What is your perspective on calls for Trinidad and Tobago to diversify its economy?
My perspective is that Trinidad is not a competitive environment for manufacturing. We may appear competitive, but that is because a lot of the core imports are subsidised. The government ought to erase the subsidies for electricity prices to make Trinidad more competitive. The same goes for the subsidies for the oil and gas sector.
Regarding the need to diversify the economy, there is no sector that can do for Trinidad and Tobago what the oil and gas sector does. What the country ought to do is expand the range of services provided. We ought to make Trinidad attractive for people who are involved in distribution and manufacturing. We must look outside of the country to generate some amount of foreign exchange.
We also need export incentives. At the moment, Trinidad does not do its rebate within the local system. We have an automatic credit because one challenge that some of our builders have is the need to get back their VAT on imports, and the people selling locally will be able to offset the input and the output VAT. Therefore, if one is exporting, then one has to pay the VAT and then collect it back from the government.
We have to try to provide companies with incentives to export. The government may have to give up on some of the tax proceeds, but in the long run, it will benefit from having additional foreign exchange being generated for the country. We need to keep this in mind when we talk about diversification. It needs to be export oriented.

What are your thoughts on Guyana as an emerging market for the energy industry?

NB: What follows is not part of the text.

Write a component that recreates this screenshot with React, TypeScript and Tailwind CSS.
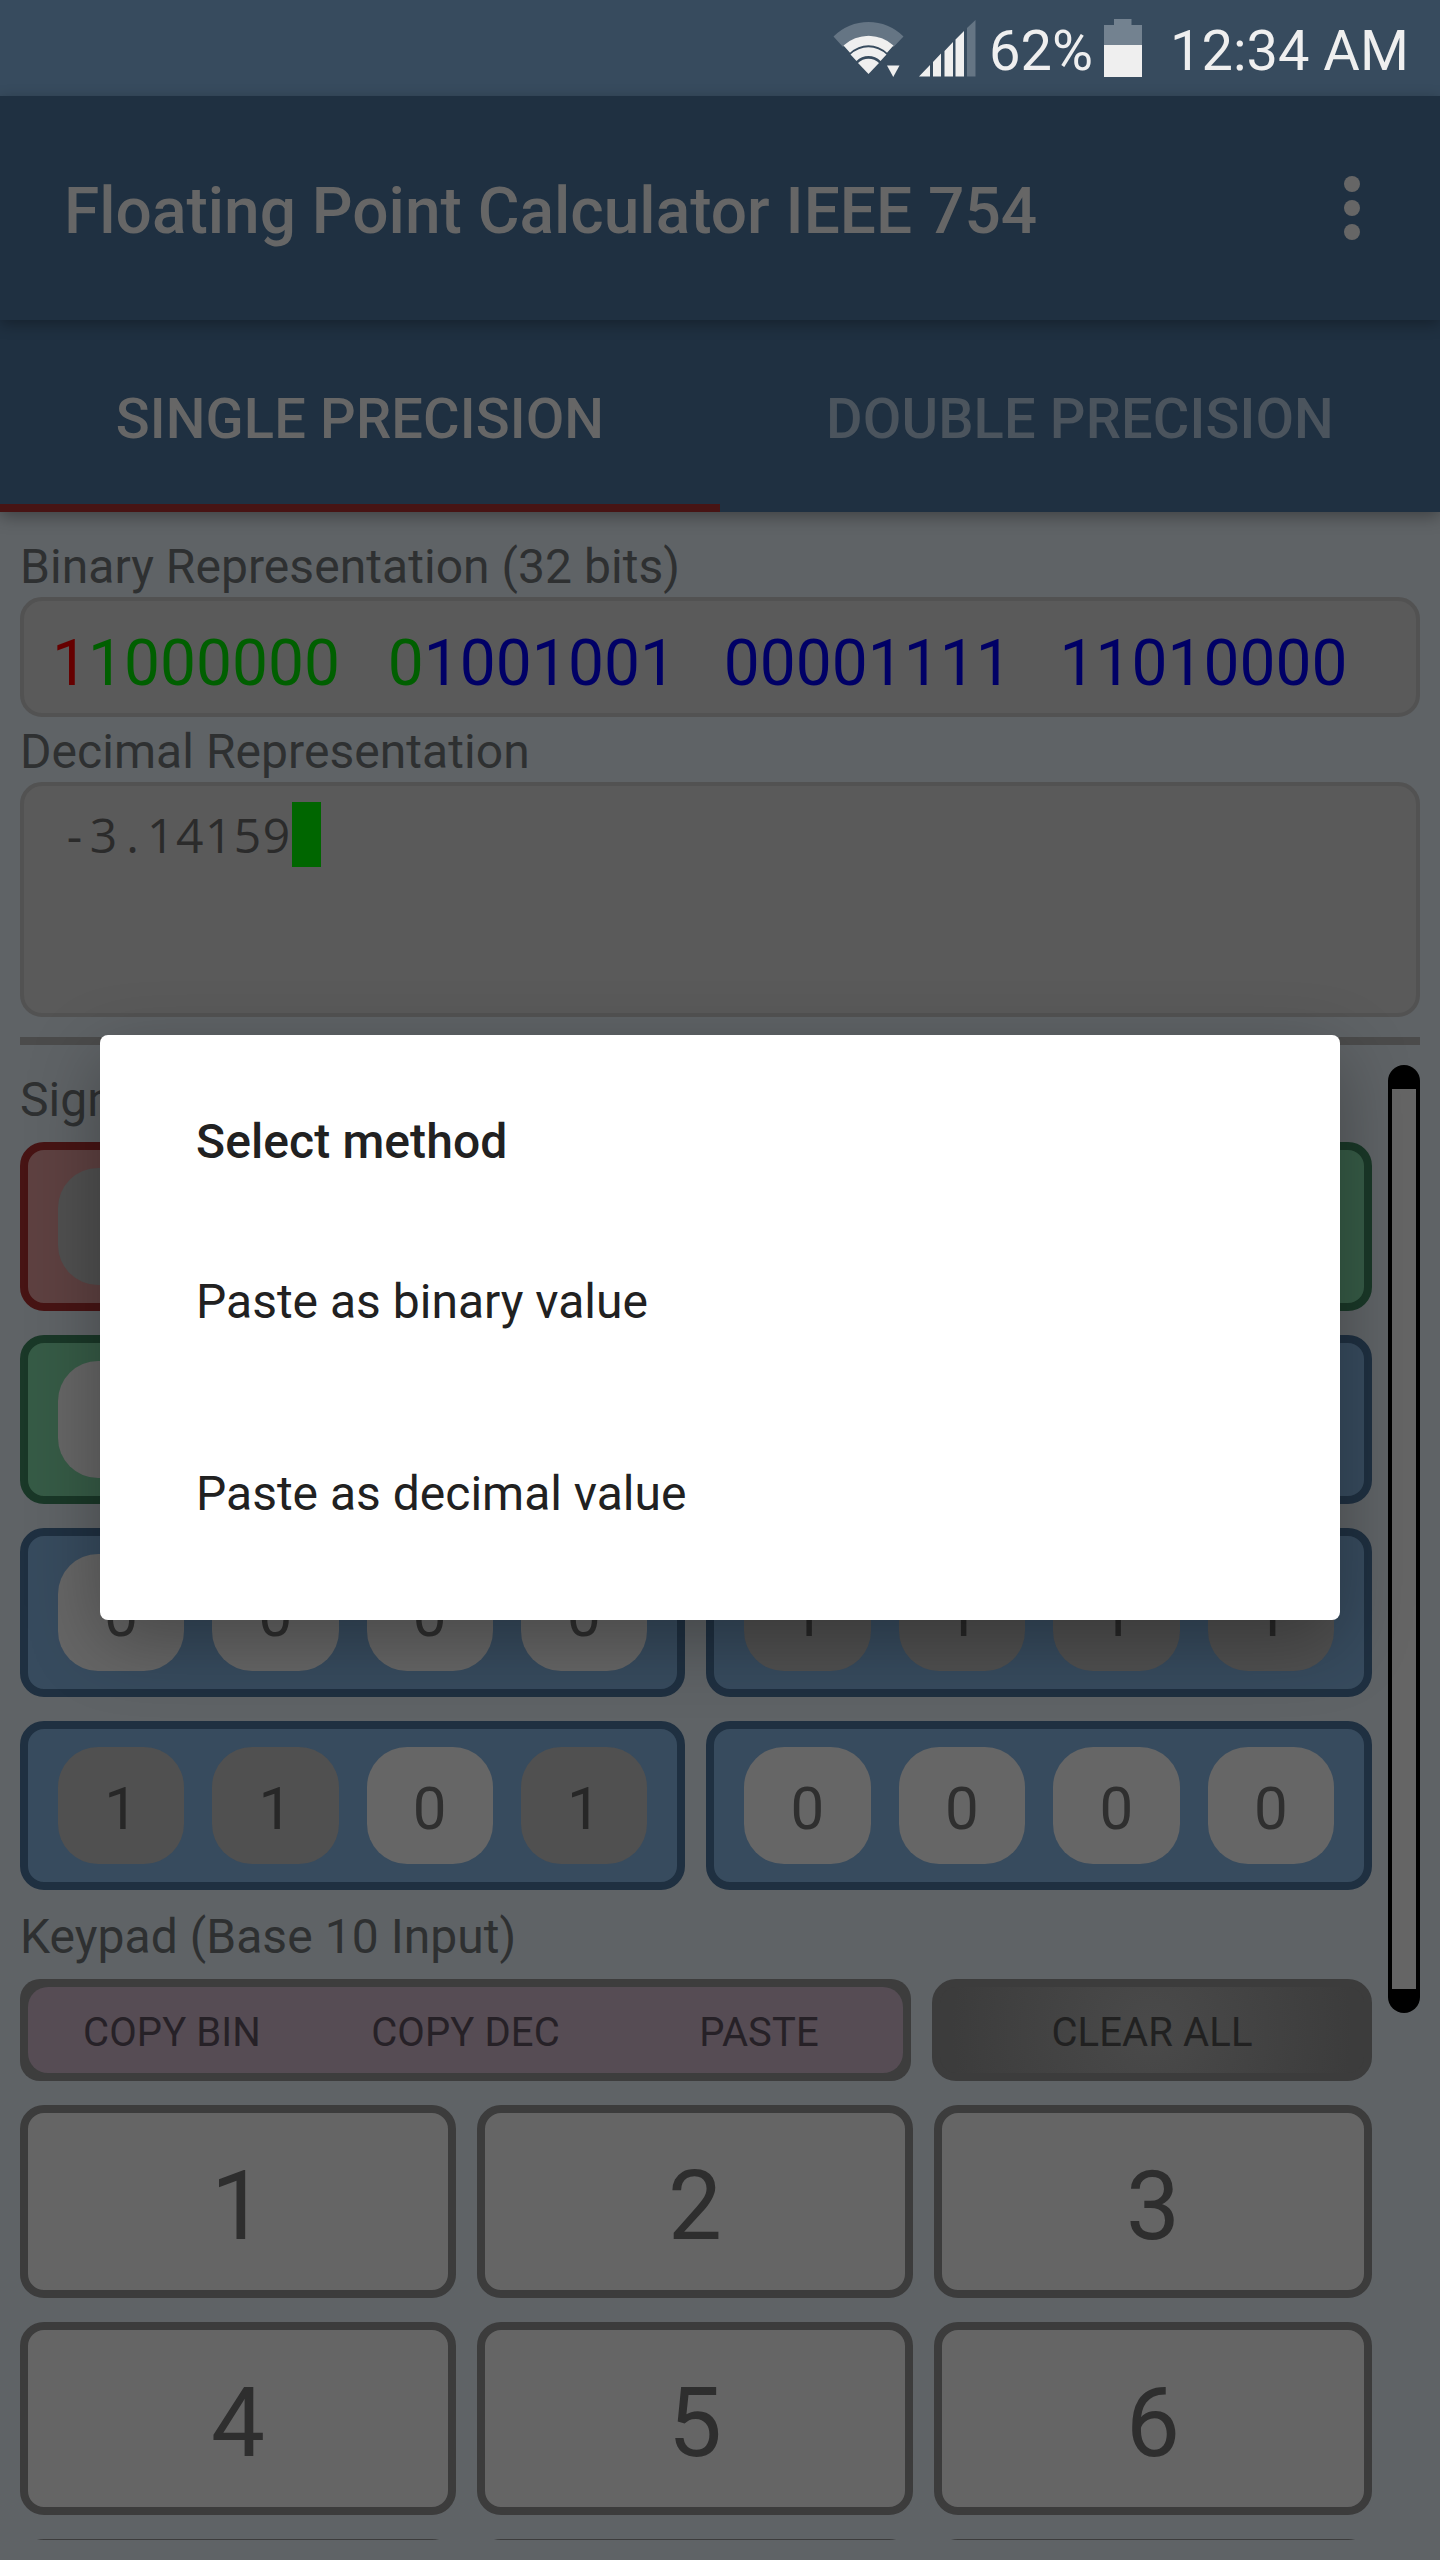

Guyana’s government is being bombarded by visitors with policy suggestions and ideas. I hope the Guyanese government is spending time to properly plan the country’s economic future. At the moment, Exxon is really driving a lot of what is actually going to happen. As an example, a lot of locally owned shops are currently positioning themselves to service Exxon.
Nonetheless, not many of these emerging entities are truly Guyanese and that is a problem. Although Guyana is developing a local content policy, I do not know to what extent it will be enforced. Exxon has tried to provide training for locals, but so far, it seems quite token. A lot of Trinidadian businesses have been trying to establish joint venture arrangements with Guyanese companies. Some local companies have welcomed this, while others have resisted it.
All in all, it is still early days for Guyana, and the population has not yet reaped the benefits of exploration. However, I truly hope the government has been spending its time to plan effectively, to find ways to ensure that the local population benefits from the discovery of oil. The biggest challenge is going to be the lack of experience and knowledge. It will be easy to be taken advantage of, and easy for corruption to take place. That is what the government and people need to guard against.

What is Republic Bank’s growth strategy for 2019-2020?
We are looking to acquire operations in territories that generate hard currencies. We have found that our niche may be export oriented. We have been particularly looking at the northern Caribbean and Africa. We have many projects taking place at the same time. Overall, we are currently exploring new markets and having conversations with multiple people.
Nonetheless, we are also looking to be more efficient in technological terms. We have been developing a major IT consolidation programme that will serve as a base for all our subsidiaries.
We are also looking to see how we can broaden the range of financial services we offer. We are now purely focused on banking and other financial services. Therefore, we are looking at improving our efficiency. We plan to keep broadening the financial services we offer in the existing markets, as well as expand to new markets.